The Morning After, Part III

The Trail Plant, Adenocaulon bicolor, is a hard one to photograph. The intriguing feature to those without a hand lens is the bi-colored leaves, green on top and a kind of blue grey underneath. When walking through a dense cover of them, we tend to cause a certain fraction of them to turn upside down, leaving a trail, so to speak. However, the trail only lasts a few moments, so don't count on
for finding your way back to wherever your hike started.

The feature that is difficult to photograph, at least with the equipment I have, is the tiny flowers.  Each flower, only about 1/8" in diameter, is actually a small cluster of even smaller flowers that are  like miniature daisies, that is, composites.
The Yellow Water Buttercup is an intriguing species of Ranunculus.  The flowers are similar to those of many other buttercup species - yellow and cup-like.  The leaves, however, can vary greatly according to the specific habitat in which they are found. The one above was photographed in what is supposed to be a lawn, but was close enough to a seasonal ditch that there was undoubtedly water close to the surface, even in the current dry condition. Nearby there are many blooming in a ditch where the water is still slowly flowing. The leaves on those are much more sub-divided, more or less resembling ferns.I recommend reading the Wikipedia article on this fascinating species.
Bindweed, Convolvulus arvense, is in the Morning Glory family and, in fact, is usually called Orchard Morning Glory by those who like it. Although treated as an invasive weed, it beautifies many of our roadsides - until the mowers or poison trucks come along.
In many places I visit, the Crimson Columbine, Aquilegia formosa, is having a very good summer, although the one above was a solitary specimen in a large area of dry forest in the FRC camppus.

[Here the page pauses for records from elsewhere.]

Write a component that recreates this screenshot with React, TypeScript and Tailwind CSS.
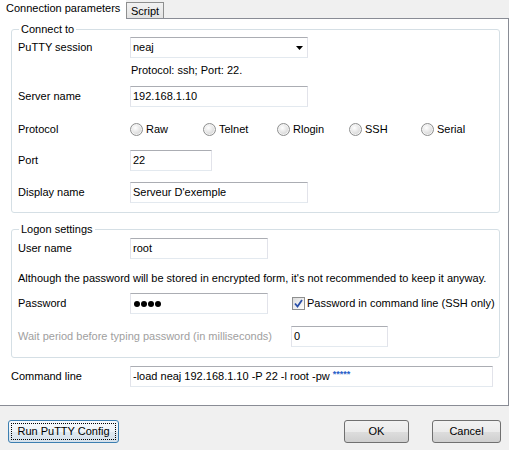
import React from 'react';

const font = "font-['Tahoma','Liberation_Sans',sans-serif]";

const inputCls =
    'h-[21px] bg-white border border-[#e2e3ea] border-t-[#abadb3] border-b-[#e3e9ef] px-[2px] flex items-center text-black';

const Radio: React.FC<{ label: string; width: string }> = ({ label, width }) => (
    <div className={`flex items-center ${width}`}>
        <span className="w-[13px] h-[13px] rounded-full border border-[#8e8f8f] bg-[radial-gradient(circle_at_40%_35%,#ffffff_0%,#e6e6e6_45%,#c4c4c4_100%)] shadow-[inset_0_0_0_1px_#f4f4f4] mr-[3px]" />
        <span>{label}</span>
    </div>
);

const Group: React.FC<{ title: string; className: string; children: React.ReactNode }> = ({
    title,
    className,
    children,
}) => (
    <div className={`relative ml-[11px] w-[489px] border border-[#d5dfe5] rounded-[3px] pl-[6px] ${className}`}>
        <span className="absolute left-[7px] -top-[7px] px-[2px] bg-white leading-[13px]">{title}</span>
        {children}
    </div>
);

const Button: React.FC<{ label: string; className: string; focused?: boolean }> = ({ label, className, focused }) => (
    <div
        className={`h-[23px] rounded-[3px] border flex items-center justify-center p-[2px] ${
            focused
                ? 'border-[#3c7fb1] bg-[linear-gradient(#f6f9fc_0%,#edf2f7_50%,#dfe8f0_51%,#d6e1eb_100%)]'
                : 'border-[#707070] bg-[linear-gradient(#f2f2f2_0%,#ebebeb_50%,#dddddd_51%,#cfcfcf_100%)]'
        } ${className}`}
    >
        <div
            className={`w-full h-full flex items-center justify-center ${
                focused ? 'border border-dotted border-black' : ''
            }`}
        >
            {label}
        </div>
    </div>
);

export default function App() {
    return (
        <div className={`w-[509px] h-[450px] bg-[#f0f0f0] text-[11px] text-black ${font} leading-none`}>
            {/* Tabs */}
            <div className="flex h-[18px] items-end">
                <div className="relative z-10 w-[126px] h-[19px] -mb-px bg-white pl-[6px] pt-[2px] leading-[13px]">
                    Connection parameters
                </div>
                <div className="w-[38px] h-[16px] border border-b-0 border-[#8e8f8f] bg-[linear-gradient(#f2f2f2,#e3e3e3)] pl-[4px] pt-[2px] leading-[13px]">
                    Script
                </div>
            </div>

            {/* Pane */}
            <div className="h-[388px] bg-white border-t border-r border-b border-[#898c95] pt-[10px]">
                <Group title="Connect to" className="h-[184px]">
                    <div className="flex items-center h-[21px] mt-[7px]">
                        <span className="w-[112px]">PuTTY session</span>
                        <div className={`${inputCls} w-[178px] justify-between pr-[4px]`}>
                            <span>neaj</span>
                            <svg width="7" height="4" viewBox="0 0 7 4">
                                <path d="M0 0h7L3.5 4z" fill="#000" />
                            </svg>
                        </div>
                    </div>
                    <div className="h-[14px] mt-[5px] pl-[113px] flex items-center">Protocol: ssh; Port: 22.</div>
                    <div className="flex items-center h-[21px] mt-[9px]">
                        <span className="w-[112px]">Server name</span>
                        <div className={`${inputCls} w-[178px]`}>192.168.1.10</div>
                    </div>
                    <div className="flex items-center h-[21px] mt-[12px]">
                        <span className="w-[112px]">Protocol</span>
                        <Radio label="Raw" width="w-[73px]" />
                        <Radio label="Telnet" width="w-[74px]" />
                        <Radio label="Rlogin" width="w-[72px]" />
                        <Radio label="SSH" width="w-[72px]" />
                        <Radio label="Serial" width="w-[70px]" />
                    </div>
                    <div className="flex items-center h-[21px] mt-[10px]">
                        <span className="w-[112px]">Port</span>
                        <div className={`${inputCls} w-[82px]`}>22</div>
                    </div>
                    <div className="flex items-center h-[21px] mt-[11px]">
                        <span className="w-[112px]">Display name</span>
                        <div className={`${inputCls} w-[178px]`}>Serveur D'exemple</div>
                    </div>
                </Group>

                <Group title="Logon settings" className="h-[129px] mt-[16px]">
                    <div className="flex items-center h-[21px] mt-[8px]">
                        <span className="w-[112px]">User name</span>
                        <div className={`${inputCls} w-[138px]`}>root</div>
                    </div>
                    <div className="h-[14px] mt-[12px] flex items-center">
                        Although the password will be stored in encrypted form, it's not recommended to keep it anyway.
                    </div>
                    <div className="flex items-center h-[21px] mt-[8px]">
                        <span className="w-[112px]">Password</span>
                        <div className={`${inputCls} w-[138px] gap-[1px] pl-[3px]`}>
                            {[0, 1, 2, 3].map((i) => (
                                <span key={i} className="w-[6px] h-[6px] rounded-full bg-black" />
                            ))}
                        </div>
                        <div className="flex items-center ml-[24px]">
                            <span className="w-[13px] h-[13px] border border-[#8e8f8f] bg-[linear-gradient(135deg,#dcdcdc,#ffffff)] flex items-center justify-center mr-[2px]">
                                <svg width="9" height="9" viewBox="0 0 9 9">
                                    <path d="M1 4.5l2.5 3L8 1" stroke="#2a4fa8" strokeWidth="1.8" fill="none" />
                                </svg>
                            </span>
                            <span>Password in command line (SSH only)</span>
                        </div>
                    </div>
                    <div className="flex items-center h-[21px] mt-[12px]">
                        <span className="w-[273px] text-[#a0a0a0]">Wait period before typing password (in milliseconds)</span>
                        <div className={`${inputCls} w-[97px] text-[#6d6d6d]`}>0</div>
                    </div>
                </Group>

                <div className="flex items-center h-[21px] mt-[8px] pl-[11px]">
                    <span className="w-[119px]">Command line</span>
                    <div className={`${inputCls} w-[363px] whitespace-pre`}>
                        <span>-load neaj 192.168.1.10 -P 22 -l root -pw </span>
                        <span className="text-[#2860c8] text-[9px] font-bold -mt-[4px]">*****</span>
                    </div>
                </div>
            </div>

            {/* Buttons */}
            <div className="flex mt-[14px]">
                <Button label="Run PuTTY Config" focused className="ml-[8px] w-[111px]" />
                <Button label="OK" className="ml-[225px] w-[65px]" />
                <Button label="Cancel" className="ml-[23px] w-[69px]" />
            </div>
        </div>
    );
}
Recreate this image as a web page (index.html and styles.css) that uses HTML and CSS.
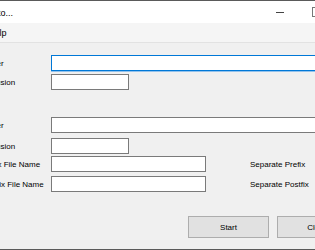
FILE: index.html
```html
<!DOCTYPE html>
<html lang="en">
<head>
    <meta charset="UTF-8">
    <title>Auto...</title>
    <link rel="stylesheet" href="styles.css">
</head>
<body>
    <div class="window">
        <div class="titlebar">
            <span class="title">Auto...</span>
            <span class="min-btn"></span>
            <span class="max-btn"></span>
        </div>
        <div class="menubar">
            <span class="menu-item">Help</span>
        </div>

        <div class="form">
            <div class="row row-1">
                <label>Folder</label>
                <input type="text" class="box wide focused">
            </div>
            <div class="row row-2">
                <label>Exclusion</label>
                <input type="text" class="box short">
            </div>

            <div class="row row-3">
                <label>Folder</label>
                <input type="text" class="box wide">
            </div>
            <div class="row row-4">
                <label>Exclusion</label>
                <input type="text" class="box short">
            </div>

            <div class="row row-5">
                <label>Prefix File Name</label>
                <input type="text" class="box medium">
                <span class="option">Separate Prefix</span>
            </div>
            <div class="row row-6">
                <label>Postfix File Name</label>
                <input type="text" class="box medium">
                <span class="option">Separate Postfix</span>
            </div>

            <div class="buttons">
                <button type="button">Start</button>
                <button type="button">Close</button>
            </div>
        </div>
    </div>
</body>
</html>
```

FILE: styles.css
```css
body {
    margin: 0;
    padding: 0;
    width: 315px;
    height: 250px;
    overflow: hidden;
    background-color: #f0f0f0;
    font-family: "Liberation Sans", Arial, sans-serif;
    font-size: 8px;
    color: #000;
}

.window {
    height: 248px;
    border-top: 1px solid #5a5a5a;
    border-bottom: 1px solid #5a5a5a;
    overflow: hidden;
}

.titlebar {
    height: 22px;
    background-color: #fff;
    display: flex;
    align-items: center;
}

.title {
    margin-left: -13px;
    margin-top: 2px;
    font-size: 9px;
    white-space: nowrap;
}

.min-btn {
    margin-left: auto;
    margin-right: 28px;
    width: 8px;
    height: 1px;
    background-color: #444;
}

.max-btn {
    width: 8px;
    height: 8px;
    border: 1px solid #777;
    margin-right: -7px;
    flex-shrink: 0;
}

.menubar {
    height: 19px;
    background-color: #f5f5f5;
    border-bottom: 1px solid #e2e2e2;
    display: flex;
    align-items: center;
}

.menu-item {
    margin-left: -12px;
    font-size: 9px;
    white-space: nowrap;
}

.form {
    display: flex;
    flex-direction: column;
}

.row {
    display: flex;
    align-items: center;
    height: 16px;
    white-space: nowrap;
}

.row label {
    width: 70px;
    margin-left: -19px;
    flex-shrink: 0;
}

.row-1 { margin-top: 12px; }
.row-2 { margin-top: 3px; }
.row-3 { margin-top: 27px; }
.row-4 { margin-top: 5px; }
.row-5 { margin-top: 2px; }
.row-6 { margin-top: 4px; }

.box {
    box-sizing: border-box;
    height: 16px;
    margin: 0;
    padding: 0 2px;
    border: 1px solid #7a7a7a;
    background-color: #fff;
    font: inherit;
    flex-shrink: 0;
}

.box.focused {
    border-color: #0078d7;
    box-shadow: 0 1px 0 #93c2ec;
}

.wide {
    width: 280px;
}

.short {
    width: 78px;
}

.medium {
    width: 155px;
}

.option {
    margin-left: 44px;
}

.buttons {
    display: flex;
    gap: 8px;
    margin-top: 24px;
    padding-left: 188px;
}

.buttons button {
    width: 81px;
    height: 22px;
    flex-shrink: 0;
    background-color: #e1e1e1;
    border: 1px solid #adadad;
    font: inherit;
    color: #000;
    padding: 0;
}
```
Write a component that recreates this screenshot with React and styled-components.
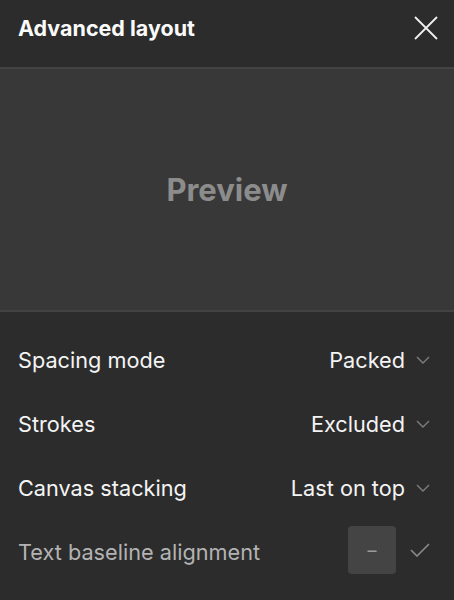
import React from 'react';
import styled, { createGlobalStyle } from 'styled-components';

const Global = createGlobalStyle`
	body {
		margin: 0;
		background: #2c2c2c;
		font-family: Inter, "Noto Sans", sans-serif;
	}
`
const Panel = styled.div`
	width: 454px;
	height: 600px;
	background: #2c2c2c;
	color: #f2f2f2;
	display: flex;
	flex-direction: column;
`
const Header = styled.div`
	height: 69px;
	display: flex;
	align-items: center;
	justify-content: space-between;
	padding: 0 16px 12px 18px;
	box-sizing: border-box;
	border-bottom: 2px solid #434343;
	flex-shrink: 0;
`
const Title = styled.h1`
	margin: 0;
	font-size: 21.5px;
	font-weight: 700;
	color: #fafafa;
`
const Close = styled.button`
	background: none;
	border: 0;
	padding: 0;
	width: 24px;
	height: 24px;
	display: flex;
	color: #f0f0f0;
`
const Preview = styled.div`
	height: 241px;
	background: #383838;
	border-bottom: 2px solid #434343;
	display: flex;
	align-items: center;
	justify-content: center;
	font-size: 31px;
	font-weight: 700;
	color: #8c8c8c;
	flex-shrink: 0;
`
const Rows = styled.div`
	padding: 16px 24px 0 18px;
	display: flex;
	flex-direction: column;
`
const Row = styled.div`
	height: 64px;
	display: flex;
	align-items: center;
	justify-content: space-between;
	font-size: 21.7px;
`
const Label = styled.span`
	color: ${p => p.$muted ? '#b3b3b3' : '#f4f4f4'};
`
const Value = styled.div`
	display: flex;
	align-items: center;
	gap: 11px;
	color: #f4f4f4;
`
const Toggle = styled.div`
	display: flex;
	align-items: center;
	gap: 14px;
	margin-top: -4px;
`
const Box = styled.div`
	width: 48px;
	height: 48px;
	border-radius: 4px;
	background: #444444;
	display: flex;
	align-items: center;
	justify-content: center;
	color: #9a9a9a;
	font-size: 18px;
`

const Chevron = () => (
	<svg width="14" height="14" viewBox="0 0 14 14" fill="none" stroke="#7d7d7d" strokeWidth="1.4">
		<path d="M1 4l6 6 6-6" />
	</svg>
)

const Check = () => (
	<svg width="20" height="14" viewBox="0 0 20 14" fill="none" stroke="#8a8a8a" strokeWidth="1.6">
		<path d="M1 7l6 6L19 1" />
	</svg>
)

const rows = [
	{ label: 'Spacing mode', value: 'Packed' },
	{ label: 'Strokes', value: 'Excluded' },
	{ label: 'Canvas stacking', value: 'Last on top' },
]

export default function App() {
	return (
		<Panel>
			<Global />
			<Header>
				<Title>Advanced layout</Title>
				<Close>
					<svg width="24" height="24" viewBox="0 0 24 24" fill="none" stroke="currentColor" strokeWidth="1.8">
						<path d="M1 1l22 22M23 1L1 23" />
					</svg>
				</Close>
			</Header>
			<Preview>Preview</Preview>
			<Rows>
				{rows.map(r => (
					<Row key={r.label}>
						<Label>{r.label}</Label>
						<Value>{r.value}<Chevron /></Value>
					</Row>
				))}
				<Row>
					<Label $muted>Text baseline alignment</Label>
					<Toggle>
						<Box>–</Box>
						<Check />
					</Toggle>
				</Row>
			</Rows>
		</Panel>
	)
}
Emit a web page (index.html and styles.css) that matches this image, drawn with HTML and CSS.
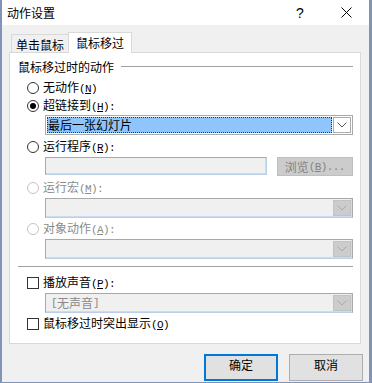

When I first saw several of these energetic white butterflies hopping from flower to flower by the college parking lot, I thought they were Cabbage Whites, or Pieris rapae, because I see them every day in my front yard only a mile or so from the college. However, the enlarged view on my computer screen convinced me they are Pine Whites, or Neophasia menapia. I don't own a comprehensive butterfly field guide, so I welcome corrections from any Lepidopterists who might be reading this.
My favorite photo experience of the day was watching many Western Tiger Swallowtails flying from blossom to blossom of the California Thistle, Cirsium occidentale.
I finish this three=part series on my short hike following the day I made the  more difficult hike up Spanish Peak. On the nature trail by the FRC campus there is one of the best patches of Sierra Goosberries, Ribes roezlii, that I've ever seen.  Definitely enough for a couple of pies or jars of jam within a 10-yard radius.